WHAT YOU NEED TO DO: Transcribe the material in full. Nothing should differ except that the pictures are left out.

+--

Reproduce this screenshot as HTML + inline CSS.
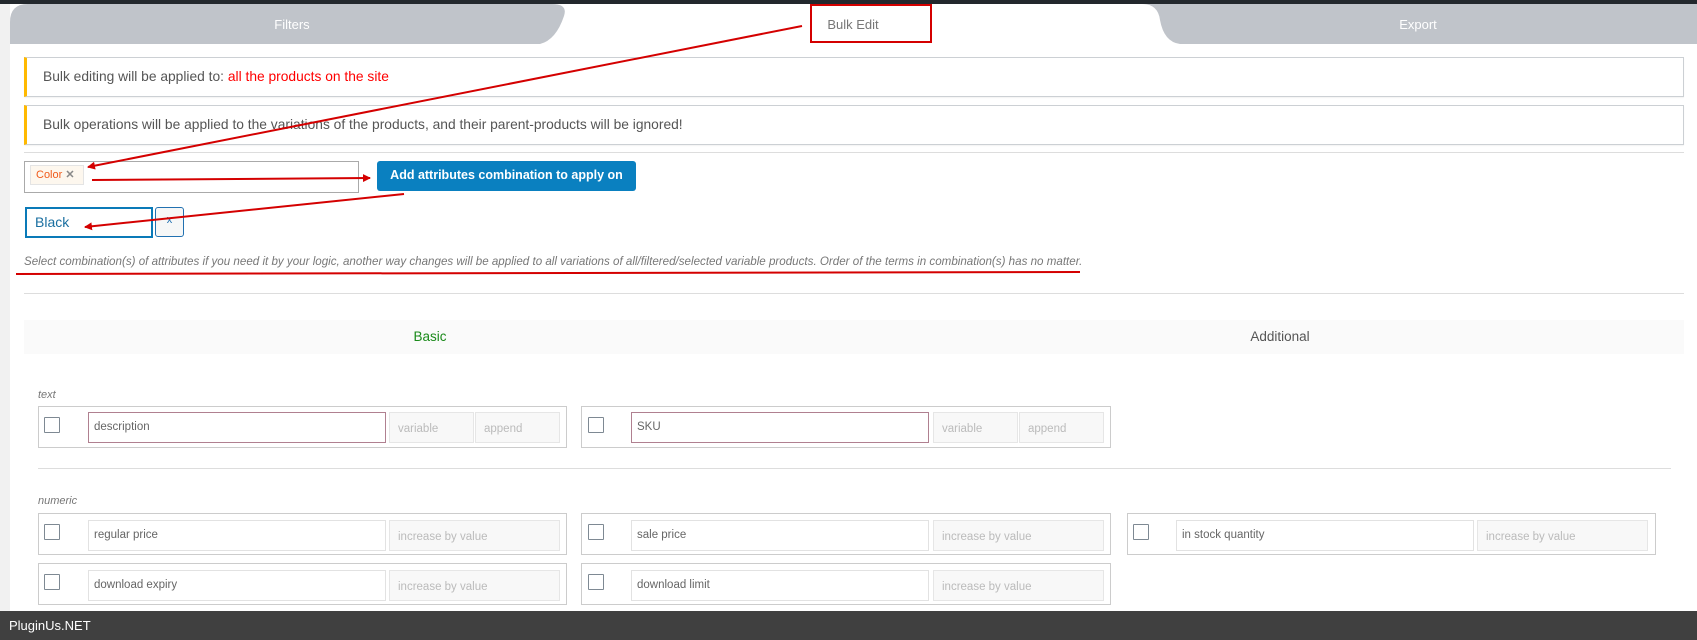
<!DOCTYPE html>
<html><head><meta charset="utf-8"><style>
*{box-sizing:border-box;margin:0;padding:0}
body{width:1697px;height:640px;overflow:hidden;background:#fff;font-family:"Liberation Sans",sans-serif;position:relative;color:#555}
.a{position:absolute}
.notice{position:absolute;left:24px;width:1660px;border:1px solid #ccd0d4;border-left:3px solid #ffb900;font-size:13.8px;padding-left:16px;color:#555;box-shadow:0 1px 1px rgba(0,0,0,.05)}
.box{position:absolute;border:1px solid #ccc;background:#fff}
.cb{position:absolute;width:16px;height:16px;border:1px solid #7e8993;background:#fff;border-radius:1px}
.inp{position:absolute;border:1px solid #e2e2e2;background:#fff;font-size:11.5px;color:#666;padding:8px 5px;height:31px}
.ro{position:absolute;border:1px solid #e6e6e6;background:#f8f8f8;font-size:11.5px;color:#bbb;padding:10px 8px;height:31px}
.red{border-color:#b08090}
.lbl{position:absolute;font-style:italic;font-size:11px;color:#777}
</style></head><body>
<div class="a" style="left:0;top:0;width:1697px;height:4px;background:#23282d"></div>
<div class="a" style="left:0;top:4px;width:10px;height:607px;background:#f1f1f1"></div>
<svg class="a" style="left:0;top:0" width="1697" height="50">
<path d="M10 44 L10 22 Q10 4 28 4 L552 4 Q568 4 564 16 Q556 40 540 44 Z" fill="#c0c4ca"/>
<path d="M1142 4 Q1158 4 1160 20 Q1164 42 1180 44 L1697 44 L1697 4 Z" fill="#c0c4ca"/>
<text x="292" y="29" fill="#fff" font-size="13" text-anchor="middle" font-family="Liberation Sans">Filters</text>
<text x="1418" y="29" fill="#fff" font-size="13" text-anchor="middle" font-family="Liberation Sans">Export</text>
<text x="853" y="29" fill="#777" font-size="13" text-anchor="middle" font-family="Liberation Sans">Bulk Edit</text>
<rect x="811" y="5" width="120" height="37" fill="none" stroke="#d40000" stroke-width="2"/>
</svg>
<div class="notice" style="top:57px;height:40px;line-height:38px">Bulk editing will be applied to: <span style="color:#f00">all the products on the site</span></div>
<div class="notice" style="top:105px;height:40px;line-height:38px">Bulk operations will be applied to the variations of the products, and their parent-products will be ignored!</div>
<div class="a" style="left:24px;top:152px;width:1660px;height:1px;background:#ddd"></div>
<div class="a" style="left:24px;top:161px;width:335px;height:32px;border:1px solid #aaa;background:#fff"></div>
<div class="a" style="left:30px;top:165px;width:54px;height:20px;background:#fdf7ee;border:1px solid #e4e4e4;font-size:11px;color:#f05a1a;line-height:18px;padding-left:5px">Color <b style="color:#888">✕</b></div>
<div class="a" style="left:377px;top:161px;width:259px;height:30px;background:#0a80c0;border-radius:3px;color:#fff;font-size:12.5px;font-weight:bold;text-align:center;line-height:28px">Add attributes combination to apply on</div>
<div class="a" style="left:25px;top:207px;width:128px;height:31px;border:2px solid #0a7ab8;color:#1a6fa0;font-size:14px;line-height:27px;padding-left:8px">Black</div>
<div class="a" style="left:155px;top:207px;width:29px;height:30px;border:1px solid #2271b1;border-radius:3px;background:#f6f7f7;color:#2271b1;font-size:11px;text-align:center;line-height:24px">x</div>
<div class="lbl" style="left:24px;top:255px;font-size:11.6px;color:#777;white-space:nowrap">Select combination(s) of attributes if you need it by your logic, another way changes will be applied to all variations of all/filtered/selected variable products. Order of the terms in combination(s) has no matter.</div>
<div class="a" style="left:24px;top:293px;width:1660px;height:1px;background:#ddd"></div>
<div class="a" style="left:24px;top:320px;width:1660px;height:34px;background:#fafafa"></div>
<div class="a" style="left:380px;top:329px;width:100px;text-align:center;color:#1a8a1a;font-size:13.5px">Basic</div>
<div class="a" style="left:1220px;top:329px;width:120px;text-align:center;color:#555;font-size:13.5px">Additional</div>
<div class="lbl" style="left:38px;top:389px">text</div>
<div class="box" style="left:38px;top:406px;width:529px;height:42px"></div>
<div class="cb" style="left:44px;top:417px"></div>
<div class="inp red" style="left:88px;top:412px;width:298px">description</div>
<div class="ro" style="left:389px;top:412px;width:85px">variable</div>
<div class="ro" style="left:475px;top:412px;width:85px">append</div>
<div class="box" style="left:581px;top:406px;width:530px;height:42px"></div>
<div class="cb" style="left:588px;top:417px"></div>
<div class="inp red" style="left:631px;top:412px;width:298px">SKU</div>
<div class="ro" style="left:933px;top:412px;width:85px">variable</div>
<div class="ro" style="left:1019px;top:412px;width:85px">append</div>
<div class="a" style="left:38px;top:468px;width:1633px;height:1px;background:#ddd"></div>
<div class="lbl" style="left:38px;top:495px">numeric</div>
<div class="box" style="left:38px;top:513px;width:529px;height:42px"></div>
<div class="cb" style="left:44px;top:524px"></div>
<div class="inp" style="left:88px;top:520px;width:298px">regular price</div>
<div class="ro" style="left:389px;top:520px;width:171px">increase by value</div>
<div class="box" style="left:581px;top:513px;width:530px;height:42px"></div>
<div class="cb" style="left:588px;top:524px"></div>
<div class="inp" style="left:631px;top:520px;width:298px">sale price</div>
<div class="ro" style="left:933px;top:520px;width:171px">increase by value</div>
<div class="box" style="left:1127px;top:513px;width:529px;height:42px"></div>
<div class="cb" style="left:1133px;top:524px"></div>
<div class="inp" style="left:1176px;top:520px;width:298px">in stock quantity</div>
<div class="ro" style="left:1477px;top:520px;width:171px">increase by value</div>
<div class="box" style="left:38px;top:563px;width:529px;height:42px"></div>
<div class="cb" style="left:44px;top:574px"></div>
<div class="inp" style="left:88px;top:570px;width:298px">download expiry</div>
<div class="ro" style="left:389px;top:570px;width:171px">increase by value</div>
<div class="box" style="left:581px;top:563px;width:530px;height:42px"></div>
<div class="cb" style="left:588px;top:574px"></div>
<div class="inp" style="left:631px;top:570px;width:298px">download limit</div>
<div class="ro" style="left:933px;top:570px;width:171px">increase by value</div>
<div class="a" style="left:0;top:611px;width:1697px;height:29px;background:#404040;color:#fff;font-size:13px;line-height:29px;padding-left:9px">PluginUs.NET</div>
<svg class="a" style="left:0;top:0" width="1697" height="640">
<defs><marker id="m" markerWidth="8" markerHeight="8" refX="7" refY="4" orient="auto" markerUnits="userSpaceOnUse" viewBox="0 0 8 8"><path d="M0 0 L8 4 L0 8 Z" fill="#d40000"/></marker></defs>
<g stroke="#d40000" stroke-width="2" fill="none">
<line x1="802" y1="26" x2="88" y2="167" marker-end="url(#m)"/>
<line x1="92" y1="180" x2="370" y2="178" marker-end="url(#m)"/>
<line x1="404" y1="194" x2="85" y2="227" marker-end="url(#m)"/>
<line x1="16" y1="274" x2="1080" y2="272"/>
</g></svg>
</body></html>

+--

ANSWER:
Reproduce this screenshot as HTML + inline CSS.
<!DOCTYPE html>
<html><head><meta charset="utf-8"><style>
*{box-sizing:border-box;margin:0;padding:0}
body{width:1697px;height:640px;overflow:hidden;background:#fff;font-family:"Liberation Sans",sans-serif;position:relative;color:#555}
.a{position:absolute}
.notice{position:absolute;left:24px;width:1660px;border:1px solid #ccd0d4;border-left:3px solid #ffb900;font-size:13.8px;padding-left:16px;color:#555;box-shadow:0 1px 1px rgba(0,0,0,.05)}
.box{position:absolute;border:1px solid #ccc;background:#fff}
.cb{position:absolute;width:16px;height:16px;border:1px solid #7e8993;background:#fff;border-radius:1px}
.inp{position:absolute;border:1px solid #e2e2e2;background:#fff;font-size:11.5px;color:#666;padding:8px 5px;height:31px}
.ro{position:absolute;border:1px solid #e6e6e6;background:#f8f8f8;font-size:11.5px;color:#bbb;padding:10px 8px;height:31px}
.red{border-color:#b08090}
.lbl{position:absolute;font-style:italic;font-size:11px;color:#777}
</style></head><body>
<div class="a" style="left:0;top:0;width:1697px;height:4px;background:#23282d"></div>
<div class="a" style="left:0;top:4px;width:10px;height:607px;background:#f1f1f1"></div>
<svg class="a" style="left:0;top:0" width="1697" height="50">
<path d="M10 44 L10 22 Q10 4 28 4 L552 4 Q568 4 564 16 Q556 40 540 44 Z" fill="#c0c4ca"/>
<path d="M1142 4 Q1158 4 1160 20 Q1164 42 1180 44 L1697 44 L1697 4 Z" fill="#c0c4ca"/>
<text x="292" y="29" fill="#fff" font-size="13" text-anchor="middle" font-family="Liberation Sans">Filters</text>
<text x="1418" y="29" fill="#fff" font-size="13" text-anchor="middle" font-family="Liberation Sans">Export</text>
<text x="853" y="29" fill="#777" font-size="13" text-anchor="middle" font-family="Liberation Sans">Bulk Edit</text>
<rect x="811" y="5" width="120" height="37" fill="none" stroke="#d40000" stroke-width="2"/>
</svg>
<div class="notice" style="top:57px;height:40px;line-height:38px">Bulk editing will be applied to: <span style="color:#f00">all the products on the site</span></div>
<div class="notice" style="top:105px;height:40px;line-height:38px">Bulk operations will be applied to the variations of the products, and their parent-products will be ignored!</div>
<div class="a" style="left:24px;top:152px;width:1660px;height:1px;background:#ddd"></div>
<div class="a" style="left:24px;top:161px;width:335px;height:32px;border:1px solid #aaa;background:#fff"></div>
<div class="a" style="left:30px;top:165px;width:54px;height:20px;background:#fdf7ee;border:1px solid #e4e4e4;font-size:11px;color:#f05a1a;line-height:18px;padding-left:5px">Color <b style="color:#888">✕</b></div>
<div class="a" style="left:377px;top:161px;width:259px;height:30px;background:#0a80c0;border-radius:3px;color:#fff;font-size:12.5px;font-weight:bold;text-align:center;line-height:28px">Add attributes combination to apply on</div>
<div class="a" style="left:25px;top:207px;width:128px;height:31px;border:2px solid #0a7ab8;color:#1a6fa0;font-size:14px;line-height:27px;padding-left:8px">Black</div>
<div class="a" style="left:155px;top:207px;width:29px;height:30px;border:1px solid #2271b1;border-radius:3px;background:#f6f7f7;color:#2271b1;font-size:11px;text-align:center;line-height:24px">x</div>
<div class="lbl" style="left:24px;top:255px;font-size:11.6px;color:#777;white-space:nowrap">Select combination(s) of attributes if you need it by your logic, another way changes will be applied to all variations of all/filtered/selected variable products. Order of the terms in combination(s) has no matter.</div>
<div class="a" style="left:24px;top:293px;width:1660px;height:1px;background:#ddd"></div>
<div class="a" style="left:24px;top:320px;width:1660px;height:34px;background:#fafafa"></div>
<div class="a" style="left:380px;top:329px;width:100px;text-align:center;color:#1a8a1a;font-size:13.5px">Basic</div>
<div class="a" style="left:1220px;top:329px;width:120px;text-align:center;color:#555;font-size:13.5px">Additional</div>
<div class="lbl" style="left:38px;top:389px">text</div>
<div class="box" style="left:38px;top:406px;width:529px;height:42px"></div>
<div class="cb" style="left:44px;top:417px"></div>
<div class="inp red" style="left:88px;top:412px;width:298px">description</div>
<div class="ro" style="left:389px;top:412px;width:85px">variable</div>
<div class="ro" style="left:475px;top:412px;width:85px">append</div>
<div class="box" style="left:581px;top:406px;width:530px;height:42px"></div>
<div class="cb" style="left:588px;top:417px"></div>
<div class="inp red" style="left:631px;top:412px;width:298px">SKU</div>
<div class="ro" style="left:933px;top:412px;width:85px">variable</div>
<div class="ro" style="left:1019px;top:412px;width:85px">append</div>
<div class="a" style="left:38px;top:468px;width:1633px;height:1px;background:#ddd"></div>
<div class="lbl" style="left:38px;top:495px">numeric</div>
<div class="box" style="left:38px;top:513px;width:529px;height:42px"></div>
<div class="cb" style="left:44px;top:524px"></div>
<div class="inp" style="left:88px;top:520px;width:298px">regular price</div>
<div class="ro" style="left:389px;top:520px;width:171px">increase by value</div>
<div class="box" style="left:581px;top:513px;width:530px;height:42px"></div>
<div class="cb" style="left:588px;top:524px"></div>
<div class="inp" style="left:631px;top:520px;width:298px">sale price</div>
<div class="ro" style="left:933px;top:520px;width:171px">increase by value</div>
<div class="box" style="left:1127px;top:513px;width:529px;height:42px"></div>
<div class="cb" style="left:1133px;top:524px"></div>
<div class="inp" style="left:1176px;top:520px;width:298px">in stock quantity</div>
<div class="ro" style="left:1477px;top:520px;width:171px">increase by value</div>
<div class="box" style="left:38px;top:563px;width:529px;height:42px"></div>
<div class="cb" style="left:44px;top:574px"></div>
<div class="inp" style="left:88px;top:570px;width:298px">download expiry</div>
<div class="ro" style="left:389px;top:570px;width:171px">increase by value</div>
<div class="box" style="left:581px;top:563px;width:530px;height:42px"></div>
<div class="cb" style="left:588px;top:574px"></div>
<div class="inp" style="left:631px;top:570px;width:298px">download limit</div>
<div class="ro" style="left:933px;top:570px;width:171px">increase by value</div>
<div class="a" style="left:0;top:611px;width:1697px;height:29px;background:#404040;color:#fff;font-size:13px;line-height:29px;padding-left:9px">PluginUs.NET</div>
<svg class="a" style="left:0;top:0" width="1697" height="640">
<defs><marker id="m" markerWidth="8" markerHeight="8" refX="7" refY="4" orient="auto" markerUnits="userSpaceOnUse" viewBox="0 0 8 8"><path d="M0 0 L8 4 L0 8 Z" fill="#d40000"/></marker></defs>
<g stroke="#d40000" stroke-width="2" fill="none">
<line x1="802" y1="26" x2="88" y2="167" marker-end="url(#m)"/>
<line x1="92" y1="180" x2="370" y2="178" marker-end="url(#m)"/>
<line x1="404" y1="194" x2="85" y2="227" marker-end="url(#m)"/>
<line x1="16" y1="274" x2="1080" y2="272"/>
</g></svg>
</body></html>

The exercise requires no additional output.